Let me preface this writing with the acknowledgment that I am not a lawyer. Everything written here is just analysis based upon personal research on what is publicly available. 

The past few days have been a whirlwind in North Carolina politics. Just Thursday, which seems like ages ago, Mark Harris delivered his testimony before the North Carolina State Board of Elections which, ultimately, resulted in his calling for a new election and stepping down from the stand. 

That story took up most of our collective bandwidth over the course of the week, but then on Friday afternoon a Wake County Superior Court Judge ruled that both the Income Tax and the Voter ID Amendments were unconstitutional. The kicker, though, was part of the rationale in his ruling: the North Carolina General Assembly legislative districts were declared unconstitutional in 2017, making the amendments themselves void ab initio, unenforceable.

A lot of #ncpol observers, myself included, quickly took that ruling to suggest that anything enacted by the incumbent General Assembly might be ruled null and void simply because the body itself is illegitimate, as this ruling claims. Part of the ruling reads:

An illegally constituted General Assembly does not represent the people of North Carolina and is therefore not empowered to pass legislation that would amend the state’s Constitution. 

Part of the logic behind that line is that it requires three-fifths majorities in both the House and the Senate to approve amendments to be placed on the ballot. This did occur with the six amendments ultimately put before the voters in the November 2018 elections. However, the number of seats affected by the 2017 decision finding the legislative districts unconstitutional numbered high enough to call into question the validity of that vote. Simply put, more legislators represent districts that are unconstitutional than exist to pass an amendment proposal in either chamber.

So, the logic behind the court ruling is that the NCGA, as it exists now and when the ballot amendments were approved, did not have the legal authority to do so. But then, there’s the question of why this would not apply to all other legislation passed by the same body of apparent usurpers.

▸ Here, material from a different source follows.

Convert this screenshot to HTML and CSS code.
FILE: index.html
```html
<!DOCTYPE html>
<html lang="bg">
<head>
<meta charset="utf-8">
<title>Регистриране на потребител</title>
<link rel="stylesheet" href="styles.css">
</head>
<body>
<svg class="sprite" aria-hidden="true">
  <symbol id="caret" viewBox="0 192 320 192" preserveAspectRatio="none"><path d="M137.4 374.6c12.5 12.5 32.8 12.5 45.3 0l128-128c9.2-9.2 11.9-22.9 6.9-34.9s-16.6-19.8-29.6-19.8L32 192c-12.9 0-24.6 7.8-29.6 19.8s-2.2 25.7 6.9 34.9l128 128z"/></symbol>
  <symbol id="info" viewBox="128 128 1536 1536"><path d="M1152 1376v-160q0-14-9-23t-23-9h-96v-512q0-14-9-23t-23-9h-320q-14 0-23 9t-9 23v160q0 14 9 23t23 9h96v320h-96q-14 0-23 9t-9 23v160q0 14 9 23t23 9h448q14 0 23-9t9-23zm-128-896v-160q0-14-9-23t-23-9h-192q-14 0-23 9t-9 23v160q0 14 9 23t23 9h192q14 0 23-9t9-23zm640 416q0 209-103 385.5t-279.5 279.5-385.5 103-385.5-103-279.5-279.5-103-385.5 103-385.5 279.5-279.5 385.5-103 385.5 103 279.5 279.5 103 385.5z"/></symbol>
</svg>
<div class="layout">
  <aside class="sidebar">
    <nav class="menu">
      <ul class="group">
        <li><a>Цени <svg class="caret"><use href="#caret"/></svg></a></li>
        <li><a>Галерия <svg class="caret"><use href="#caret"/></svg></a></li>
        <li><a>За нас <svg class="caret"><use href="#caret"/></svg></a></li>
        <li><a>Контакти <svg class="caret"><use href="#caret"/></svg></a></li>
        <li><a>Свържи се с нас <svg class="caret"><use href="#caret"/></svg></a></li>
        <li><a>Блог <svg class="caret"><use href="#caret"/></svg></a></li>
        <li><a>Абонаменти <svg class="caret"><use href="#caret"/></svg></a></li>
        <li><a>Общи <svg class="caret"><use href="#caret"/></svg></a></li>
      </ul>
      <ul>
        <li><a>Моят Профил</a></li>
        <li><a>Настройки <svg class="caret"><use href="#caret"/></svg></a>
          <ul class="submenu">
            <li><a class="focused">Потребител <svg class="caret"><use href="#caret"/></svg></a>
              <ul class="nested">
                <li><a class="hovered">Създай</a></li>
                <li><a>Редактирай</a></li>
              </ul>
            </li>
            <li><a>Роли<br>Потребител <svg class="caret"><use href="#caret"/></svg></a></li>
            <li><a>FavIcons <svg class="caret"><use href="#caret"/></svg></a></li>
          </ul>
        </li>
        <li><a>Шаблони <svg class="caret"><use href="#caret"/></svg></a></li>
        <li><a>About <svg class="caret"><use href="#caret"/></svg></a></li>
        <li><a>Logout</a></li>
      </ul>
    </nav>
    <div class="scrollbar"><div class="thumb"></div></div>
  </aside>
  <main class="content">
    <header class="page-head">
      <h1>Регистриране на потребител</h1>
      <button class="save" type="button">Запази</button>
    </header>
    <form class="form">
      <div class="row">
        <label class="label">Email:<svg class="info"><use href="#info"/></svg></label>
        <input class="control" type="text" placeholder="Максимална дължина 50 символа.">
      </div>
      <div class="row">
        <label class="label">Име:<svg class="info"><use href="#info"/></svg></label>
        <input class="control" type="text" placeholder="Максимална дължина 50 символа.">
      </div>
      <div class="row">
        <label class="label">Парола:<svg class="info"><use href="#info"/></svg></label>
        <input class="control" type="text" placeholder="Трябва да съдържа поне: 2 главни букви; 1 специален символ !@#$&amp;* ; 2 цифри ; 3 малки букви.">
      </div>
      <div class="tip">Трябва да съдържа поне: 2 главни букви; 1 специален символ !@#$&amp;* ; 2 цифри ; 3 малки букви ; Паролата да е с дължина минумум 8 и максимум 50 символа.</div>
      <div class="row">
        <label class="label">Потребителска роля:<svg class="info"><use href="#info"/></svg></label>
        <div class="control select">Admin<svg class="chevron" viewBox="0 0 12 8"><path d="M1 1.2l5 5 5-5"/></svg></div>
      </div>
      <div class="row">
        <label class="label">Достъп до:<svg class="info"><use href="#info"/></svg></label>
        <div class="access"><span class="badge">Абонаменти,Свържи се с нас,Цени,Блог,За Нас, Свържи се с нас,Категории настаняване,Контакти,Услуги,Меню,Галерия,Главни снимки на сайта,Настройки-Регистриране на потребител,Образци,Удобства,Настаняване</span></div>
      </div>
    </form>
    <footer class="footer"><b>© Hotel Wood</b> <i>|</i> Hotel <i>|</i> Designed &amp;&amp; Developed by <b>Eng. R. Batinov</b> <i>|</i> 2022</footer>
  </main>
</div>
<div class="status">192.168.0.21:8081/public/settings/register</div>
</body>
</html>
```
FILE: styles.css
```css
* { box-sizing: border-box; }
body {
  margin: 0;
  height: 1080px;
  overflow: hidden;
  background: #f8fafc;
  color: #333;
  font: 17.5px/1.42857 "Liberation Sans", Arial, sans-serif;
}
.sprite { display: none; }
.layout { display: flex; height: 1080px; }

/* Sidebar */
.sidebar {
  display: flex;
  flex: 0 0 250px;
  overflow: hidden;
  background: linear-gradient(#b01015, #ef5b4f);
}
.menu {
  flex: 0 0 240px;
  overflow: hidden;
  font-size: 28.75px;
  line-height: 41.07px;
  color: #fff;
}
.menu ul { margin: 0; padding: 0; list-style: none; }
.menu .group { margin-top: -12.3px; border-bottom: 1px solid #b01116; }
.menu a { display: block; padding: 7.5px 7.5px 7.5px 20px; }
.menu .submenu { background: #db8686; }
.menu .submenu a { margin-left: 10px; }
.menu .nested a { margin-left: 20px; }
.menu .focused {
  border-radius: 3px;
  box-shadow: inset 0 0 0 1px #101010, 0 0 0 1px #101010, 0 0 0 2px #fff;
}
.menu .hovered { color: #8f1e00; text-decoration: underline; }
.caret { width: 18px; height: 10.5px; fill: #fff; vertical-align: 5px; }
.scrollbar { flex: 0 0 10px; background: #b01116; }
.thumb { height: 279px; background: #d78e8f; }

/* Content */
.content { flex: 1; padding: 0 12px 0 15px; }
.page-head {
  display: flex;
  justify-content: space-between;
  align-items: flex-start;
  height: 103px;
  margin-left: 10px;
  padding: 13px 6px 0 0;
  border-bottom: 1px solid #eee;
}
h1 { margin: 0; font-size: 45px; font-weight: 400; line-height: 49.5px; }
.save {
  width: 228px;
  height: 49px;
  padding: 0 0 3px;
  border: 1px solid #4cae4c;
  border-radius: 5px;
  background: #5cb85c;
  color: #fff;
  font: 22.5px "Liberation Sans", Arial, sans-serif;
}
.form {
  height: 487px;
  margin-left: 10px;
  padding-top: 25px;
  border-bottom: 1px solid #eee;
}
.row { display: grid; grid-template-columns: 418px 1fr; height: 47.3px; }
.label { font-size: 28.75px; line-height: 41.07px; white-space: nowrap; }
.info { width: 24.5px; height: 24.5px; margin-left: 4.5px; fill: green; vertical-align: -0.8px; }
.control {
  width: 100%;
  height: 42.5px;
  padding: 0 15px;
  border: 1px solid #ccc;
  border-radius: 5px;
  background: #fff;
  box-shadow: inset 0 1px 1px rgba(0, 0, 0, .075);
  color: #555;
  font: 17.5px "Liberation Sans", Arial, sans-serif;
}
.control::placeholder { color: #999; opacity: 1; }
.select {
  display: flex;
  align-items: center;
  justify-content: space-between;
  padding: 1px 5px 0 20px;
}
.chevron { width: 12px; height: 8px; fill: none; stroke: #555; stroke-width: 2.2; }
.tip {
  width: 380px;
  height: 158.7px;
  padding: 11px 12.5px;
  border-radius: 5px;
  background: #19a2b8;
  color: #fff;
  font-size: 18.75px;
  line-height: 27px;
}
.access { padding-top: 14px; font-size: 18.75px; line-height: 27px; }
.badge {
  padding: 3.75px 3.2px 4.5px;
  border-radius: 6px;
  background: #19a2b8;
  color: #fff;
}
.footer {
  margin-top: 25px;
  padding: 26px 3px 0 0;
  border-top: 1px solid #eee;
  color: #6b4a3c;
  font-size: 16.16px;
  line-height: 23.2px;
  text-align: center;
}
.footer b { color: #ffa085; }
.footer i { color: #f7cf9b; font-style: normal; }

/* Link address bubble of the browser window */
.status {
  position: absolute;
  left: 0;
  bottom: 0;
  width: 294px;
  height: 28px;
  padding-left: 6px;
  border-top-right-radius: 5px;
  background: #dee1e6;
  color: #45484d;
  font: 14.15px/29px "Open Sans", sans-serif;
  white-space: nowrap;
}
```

The defendants posited that “the General Assembly maintained authority to enact legislation so as to avoid ‘chaos and confusion,'” which cites a fascinating case from the 1960’s called Dawson v. Bomar. The crux of that precedent is that, generally speaking, if an illegitimate state legislature passes legislation, they still carry the weight of law. As those jurists wrote:

Further, since to hold the acts of our Legislature since 1901 invalid because of malapportionment would cause a state of chaos and confusion to exist, we will balance the equities between the individual complaint in this case and the public at large and refuse to hold the acts of our malapportioned Legislature invalid, because to do so would destroy our State government.

That sentiment seems to hold true. It would be ridiculous, on its face, to discard all legislation passed by what has been the de facto legislature in this state since 2013, even if it existed in a sort of quasi-legal state. Legislation cannot be overturned if it were to inject “chaos and confusion” into the state. That metric is what Judge Collins decided did not apply to the two amendments which were overturned on Friday.

That information is interesting enough by itself, but what makes this case truly compelling, to me at least, is the fact that the amendments were voted on and approved by North Carolinians. Judge Collins takes a decidedly bold stand on the question, and although it has drawn immediate criticism from Republicans in the state, it does present a fascinating bit of political theory to consider: if an illegal body presents a constitutional ballot amendment that is approved by the electorate, should that amendment stand? For now, the answer appears to be no.